Timeline to Atomic Bomb on Nagasaki

1637 - Japan bans predatory Portuguese, Spanish, and other European traders from Japanese ports. Dutch traders are allowed to remain in Nagasaki

July 8, 1853 - Admiral Matthew Perry leads a U.S. Fleet, on an unprovoked intrusion into Tokyo Bay, starting the process of forcing Japan to open up its ports (especially Nagasaki) for trade.

1854 - Japan asks for, and receives, a modern ship from the Dutch. The Dutch train Japan in modern shipbuilding and warfare in the port of Nagasaki.

1854 to present – Americans continue westward colonization, exterminating much of the Native American population, and marginalizing the survivors.

1931 – Japan senses weakness in the fighting between Chinese nationalists and communists, and begins westward colonization of Manchuria.

1937 – Japan makes a barely provoked invasion of China, exterminating much of the native population of Nanking, and marginalizing the survivors.

1941 – In response to oil sanctions, Japan retaliates for the 1853 U.S. Fleet intrusion of Tokyo Bay, by attacking the U.S. Fleet at Pearl Harbor. Revenge is a dish served very cold, and generations old.

1945 – As they were losing the Battle of Okinawa (The Typhoon of Steel), the Japanese military, following the code of Bushido--which requires giving up one’s life for the Emperor rather than surrender--forces Okinawan civilians to commit suicide.

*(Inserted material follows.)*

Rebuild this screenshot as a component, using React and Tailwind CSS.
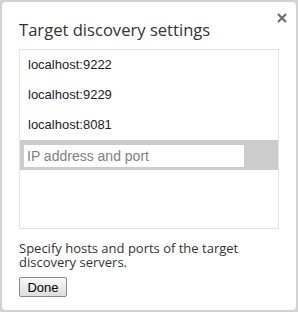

Families blow themselves up with hand grenades, and mothers are compelled to strangle their own children.

August 6, 1945 – Americans drop atomic bomb on Hiroshima, exterminating much of the population, and maiming many of the survivors.

August 9, 1945 – The initial target is cloud-covered, so the Americans drop the second atomic bomb on Nagasaki. Same results.

August 15, 1945 – Japan surrenders, and despite the Bushido code, millions of Japanese civilians are not required to commit suicide. Mothers are not compelled to strangle their own children. No more Allied troops are required to give their lives in the invasion of Japan.

September 2, 1945 – Japan signs surrender documents on a ship of the U.S. Fleet in Tokyo Bay.